[start]
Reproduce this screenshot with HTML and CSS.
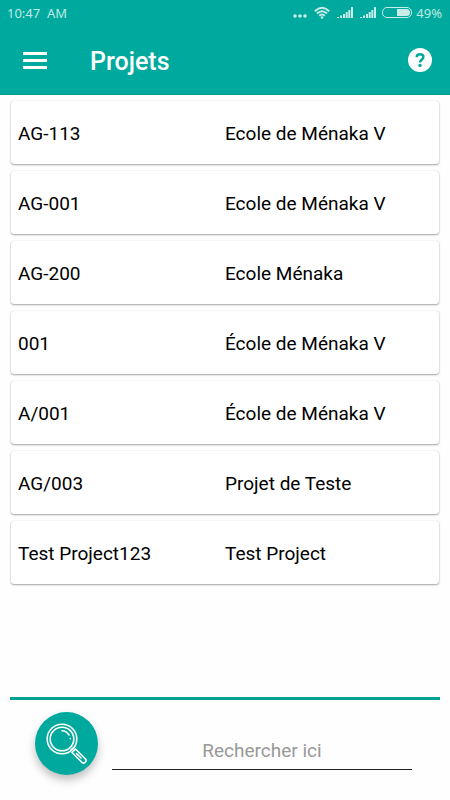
FILE: index.html
```html
<!DOCTYPE html>
<html lang="fr">
<head>
<meta charset="utf-8">
<meta name="viewport" content="width=device-width, initial-scale=1">
<title>Projets</title>
<link rel="stylesheet" href="styles.css">
</head>

<body>
  <header class="header">
    <div class="status-bar">
      <span class="status-time">10:47&nbsp; AM</span>
      <svg class="dots-icon" width="14" height="14" viewBox="0 0 14 14">
        <circle cx="2" cy="10" r="1.800"/><circle cx="7" cy="10" r="1.800"/><circle cx="12" cy="10" r="1.800"/>
      </svg>
      <svg class="wifi-icon" width="16" height="14" viewBox="0 0 16 14">
        <path d="M0.8 5.2Q8 -1.6 15.2 5.2M3 7.6Q8 3 13 7.6M5.2 9.8Q8 7.2 10.8 9.8"/>
        <circle cx="8" cy="11.5" r="1.3"/>
      </svg>
      <svg class="signal-icon" width="16" height="14" viewBox="0 0 16 14">
        <path d="M0 11h2v1h-2zM3 9.500h2v2.500h-2zM6 8h2v4h-2zM8.700 6h2v6h-2zM11.300 4h2v8h-2zM14 1h2v11h-2z"/>
      </svg>
      <svg class="signal-icon" width="16" height="14" viewBox="0 0 16 14">
        <path d="M0 11h2v1h-2zM3 9.500h2v2.500h-2zM6 8h2v4h-2zM8.700 6h2v6h-2zM11.300 4h2v8h-2zM14 1h2v11h-2z"/>
      </svg>
      <svg class="battery-icon" width="30" height="14" viewBox="0 0 30 14">
        <rect class="battery-case" x="0.5" y="1.5" width="29" height="10" rx="4.5"/>
        <path d="M15 3h9.500a3.500 3.500 0 0 1 0 7h-9.500z"/>
      </svg>
      <span class="status-battery">49%</span>
    </div>
    <div class="toolbar">
      <button class="menu-button" type="button" aria-label="Menu">
        <svg width="24" height="17" viewBox="0 0 24 17">
          <path d="M0 0h24v3h-24zM0 7h24v3h-24zM0 14h24v3h-24z"/>
        </svg>
      </button>
      <h1 class="title">Projets</h1>
      <button class="help-button" type="button" aria-label="Aide">
        <svg width="24" height="24" viewBox="0 0 24 24">
          <circle cx="12" cy="12" r="12"/>
          <path class="help-mark" d="M8.700 9.200C8.700 7.200 10.100 6.200 12 6.200s3.400 1 3.400 2.900c0 2.400-3.300 2.500-3.300 5.300"/>
          <circle class="help-dot" cx="12" cy="17.400" r="1.700"/>
        </svg>
      </button>
    </div>
  </header>

  <main class="projects">
    <ul class="project-list">
      <li class="project"><span>AG-113</span><span>Ecole de Ménaka V</span></li>
      <li class="project"><span>AG-001</span><span>Ecole de Ménaka V</span></li>
      <li class="project"><span>AG-200</span><span>Ecole Ménaka</span></li>
      <li class="project"><span>001</span><span>École de Ménaka V</span></li>
      <li class="project"><span>A/001</span><span>École de Ménaka V</span></li>
      <li class="project"><span>AG/003</span><span>Projet de Teste</span></li>
      <li class="project"><span>Test Project123</span><span>Test Project</span></li>
    </ul>
  </main>

  <form class="search">
    <button class="search-button" type="submit" aria-label="Rechercher">
      <svg width="42" height="42" viewBox="0 0 42 42">
        <circle cx="16" cy="16" r="14.800"/>
        <circle cx="16" cy="16" r="11.800"/>
        <path d="M16 7.800A8.200 8.200 0 0 1 23 12M24.300 15.500v.3"/>
        <path d="M25 27l2.500-2.500M26 29.500l3.500-3.500 10 10a2.500 2.500 0 0 1-3.500 3.500zM30.500 30.500l4.500 4.500"/>
      </svg>
    </button>
    <input class="search-input" type="text" placeholder="Rechercher ici" aria-label="Rechercher ici">
  </form>
</body>

</html>
```
FILE: styles.css
```css
* {
  box-sizing: border-box;
}
body {
  display: flex;
  flex-direction: column;
  min-height: 100vh;
  margin: 0;
  font-family: Roboto, sans-serif;
  font-size: 19px;
  color: #000;
  background-color: #fefefe;
}
button {
  padding: 0;
  border: none;
  background: none;
  cursor: pointer;
}
svg {
  display: block;
}

/* header */
.header {
  background-color: #00a99d;
  border-bottom: 1px solid #009b90;
}
.status-bar {
  display: flex;
  align-items: center;
  height: 26px;
  padding: 0 8px 0 7px;
  font-family: "Noto Sans", sans-serif;
  font-size: 13px;
  color: #bfe9e6;
  fill: #c8ece9;
}
.status-time {
  margin-right: auto;
}
.wifi-icon {
  margin-left: 7px;
}
.wifi-icon path {
  fill: none;
  stroke: #c8ece9;
  stroke-width: 2;
}
.signal-icon {
  margin-left: 7px;
}
.battery-icon {
  margin: 0 4px 0 6px;
}
.battery-case {
  fill: none;
  stroke: #c8ece9;
}
.toolbar {
  display: flex;
  align-items: center;
  height: 68px;
  padding: 0 18px 0 23px;
  fill: #fff;
}
.title {
  flex: 1;
  margin: 0 0 0 43px;
  padding-top: 3px;
  font-size: 25px;
  font-weight: 500;
  line-height: 30px;
  color: #fff;
}
.help-mark {
  fill: none;
  stroke: #00a99d;
  stroke-width: 2.5;
}
.help-dot {
  fill: #00a99d;
}

/* projects */
.projects {
  flex: 1;
  padding: 6px 11px;
}
.project-list {
  display: flex;
  flex-direction: column;
  gap: 7px;
  margin: 0;
  padding: 0;
  list-style: none;
}
.project {
  display: grid;
  grid-template-columns: 1fr 1fr;
  align-items: center;
  min-height: 63px;
  padding: 2px 7px 0;
  border-radius: 3px;
  background-color: #fff;
  box-shadow: 0 1px 2px rgba(0, 0, 0, 0.35), 0 0 1px rgba(0, 0, 0, 0.2);
}

/* search */
.search {
  display: flex;
  align-items: flex-start;
  gap: 14px;
  margin: 0 10px;
  padding: 12px 28px 25px 25px;
  border-top: 3px solid #00a194;
}
.search-button {
  display: flex;
  align-items: center;
  justify-content: center;
  flex-shrink: 0;
  width: 63px;
  height: 63px;
  border-radius: 50%;
  background-color: #00a99d;
  box-shadow: 0 5px 9px rgba(0, 0, 0, 0.25);
}
.search-button svg {
  fill: none;
  stroke: #fff;
  stroke-width: 1.6;
  stroke-linecap: round;
  stroke-linejoin: round;
}
.search-input {
  flex: 1;
  min-width: 0;
  height: 58px;
  padding: 20px 0 0;
  border: none;
  border-bottom: 1px solid #222;
  outline: none;
  background: none;
  font: inherit;
  text-align: center;
}
.search-input::placeholder {
  color: #999;
  opacity: 1;
}
```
[end]
Every line of the data above should be quoted exactly. Omit the pictures.

> _Written answer_:
Reproduce this screenshot with HTML and CSS.
FILE: index.html
```html
<!DOCTYPE html>
<html lang="fr">
<head>
<meta charset="utf-8">
<meta name="viewport" content="width=device-width, initial-scale=1">
<title>Projets</title>
<link rel="stylesheet" href="styles.css">
</head>

<body>
  <header class="header">
    <div class="status-bar">
      <span class="status-time">10:47&nbsp; AM</span>
      <svg class="dots-icon" width="14" height="14" viewBox="0 0 14 14">
        <circle cx="2" cy="10" r="1.800"/><circle cx="7" cy="10" r="1.800"/><circle cx="12" cy="10" r="1.800"/>
      </svg>
      <svg class="wifi-icon" width="16" height="14" viewBox="0 0 16 14">
        <path d="M0.8 5.2Q8 -1.6 15.2 5.2M3 7.6Q8 3 13 7.6M5.2 9.8Q8 7.2 10.8 9.8"/>
        <circle cx="8" cy="11.5" r="1.3"/>
      </svg>
      <svg class="signal-icon" width="16" height="14" viewBox="0 0 16 14">
        <path d="M0 11h2v1h-2zM3 9.500h2v2.500h-2zM6 8h2v4h-2zM8.700 6h2v6h-2zM11.300 4h2v8h-2zM14 1h2v11h-2z"/>
      </svg>
      <svg class="signal-icon" width="16" height="14" viewBox="0 0 16 14">
        <path d="M0 11h2v1h-2zM3 9.500h2v2.500h-2zM6 8h2v4h-2zM8.700 6h2v6h-2zM11.300 4h2v8h-2zM14 1h2v11h-2z"/>
      </svg>
      <svg class="battery-icon" width="30" height="14" viewBox="0 0 30 14">
        <rect class="battery-case" x="0.5" y="1.5" width="29" height="10" rx="4.5"/>
        <path d="M15 3h9.500a3.500 3.500 0 0 1 0 7h-9.500z"/>
      </svg>
      <span class="status-battery">49%</span>
    </div>
    <div class="toolbar">
      <button class="menu-button" type="button" aria-label="Menu">
        <svg width="24" height="17" viewBox="0 0 24 17">
          <path d="M0 0h24v3h-24zM0 7h24v3h-24zM0 14h24v3h-24z"/>
        </svg>
      </button>
      <h1 class="title">Projets</h1>
      <button class="help-button" type="button" aria-label="Aide">
        <svg width="24" height="24" viewBox="0 0 24 24">
          <circle cx="12" cy="12" r="12"/>
          <path class="help-mark" d="M8.700 9.200C8.700 7.200 10.100 6.200 12 6.200s3.400 1 3.400 2.900c0 2.400-3.300 2.500-3.300 5.300"/>
          <circle class="help-dot" cx="12" cy="17.400" r="1.700"/>
        </svg>
      </button>
    </div>
  </header>

  <main class="projects">
    <ul class="project-list">
      <li class="project"><span>AG-113</span><span>Ecole de Ménaka V</span></li>
      <li class="project"><span>AG-001</span><span>Ecole de Ménaka V</span></li>
      <li class="project"><span>AG-200</span><span>Ecole Ménaka</span></li>
      <li class="project"><span>001</span><span>École de Ménaka V</span></li>
      <li class="project"><span>A/001</span><span>École de Ménaka V</span></li>
      <li class="project"><span>AG/003</span><span>Projet de Teste</span></li>
      <li class="project"><span>Test Project123</span><span>Test Project</span></li>
    </ul>
  </main>

  <form class="search">
    <button class="search-button" type="submit" aria-label="Rechercher">
      <svg width="42" height="42" viewBox="0 0 42 42">
        <circle cx="16" cy="16" r="14.800"/>
        <circle cx="16" cy="16" r="11.800"/>
        <path d="M16 7.800A8.200 8.200 0 0 1 23 12M24.300 15.500v.3"/>
        <path d="M25 27l2.500-2.500M26 29.500l3.500-3.500 10 10a2.500 2.500 0 0 1-3.500 3.500zM30.500 30.500l4.500 4.500"/>
      </svg>
    </button>
    <input class="search-input" type="text" placeholder="Rechercher ici" aria-label="Rechercher ici">
  </form>
</body>

</html>
```
FILE: styles.css
```css
* {
  box-sizing: border-box;
}
body {
  display: flex;
  flex-direction: column;
  min-height: 100vh;
  margin: 0;
  font-family: Roboto, sans-serif;
  font-size: 19px;
  color: #000;
  background-color: #fefefe;
}
button {
  padding: 0;
  border: none;
  background: none;
  cursor: pointer;
}
svg {
  display: block;
}

/* header */
.header {
  background-color: #00a99d;
  border-bottom: 1px solid #009b90;
}
.status-bar {
  display: flex;
  align-items: center;
  height: 26px;
  padding: 0 8px 0 7px;
  font-family: "Noto Sans", sans-serif;
  font-size: 13px;
  color: #bfe9e6;
  fill: #c8ece9;
}
.status-time {
  margin-right: auto;
}
.wifi-icon {
  margin-left: 7px;
}
.wifi-icon path {
  fill: none;
  stroke: #c8ece9;
  stroke-width: 2;
}
.signal-icon {
  margin-left: 7px;
}
.battery-icon {
  margin: 0 4px 0 6px;
}
.battery-case {
  fill: none;
  stroke: #c8ece9;
}
.toolbar {
  display: flex;
  align-items: center;
  height: 68px;
  padding: 0 18px 0 23px;
  fill: #fff;
}
.title {
  flex: 1;
  margin: 0 0 0 43px;
  padding-top: 3px;
  font-size: 25px;
  font-weight: 500;
  line-height: 30px;
  color: #fff;
}
.help-mark {
  fill: none;
  stroke: #00a99d;
  stroke-width: 2.5;
}
.help-dot {
  fill: #00a99d;
}

/* projects */
.projects {
  flex: 1;
  padding: 6px 11px;
}
.project-list {
  display: flex;
  flex-direction: column;
  gap: 7px;
  margin: 0;
  padding: 0;
  list-style: none;
}
.project {
  display: grid;
  grid-template-columns: 1fr 1fr;
  align-items: center;
  min-height: 63px;
  padding: 2px 7px 0;
  border-radius: 3px;
  background-color: #fff;
  box-shadow: 0 1px 2px rgba(0, 0, 0, 0.35), 0 0 1px rgba(0, 0, 0, 0.2);
}

/* search */
.search {
  display: flex;
  align-items: flex-start;
  gap: 14px;
  margin: 0 10px;
  padding: 12px 28px 25px 25px;
  border-top: 3px solid #00a194;
}
.search-button {
  display: flex;
  align-items: center;
  justify-content: center;
  flex-shrink: 0;
  width: 63px;
  height: 63px;
  border-radius: 50%;
  background-color: #00a99d;
  box-shadow: 0 5px 9px rgba(0, 0, 0, 0.25);
}
.search-button svg {
  fill: none;
  stroke: #fff;
  stroke-width: 1.6;
  stroke-linecap: round;
  stroke-linejoin: round;
}
.search-input {
  flex: 1;
  min-width: 0;
  height: 58px;
  padding: 20px 0 0;
  border: none;
  border-bottom: 1px solid #222;
  outline: none;
  background: none;
  font: inherit;
  text-align: center;
}
.search-input::placeholder {
  color: #999;
  opacity: 1;
}
```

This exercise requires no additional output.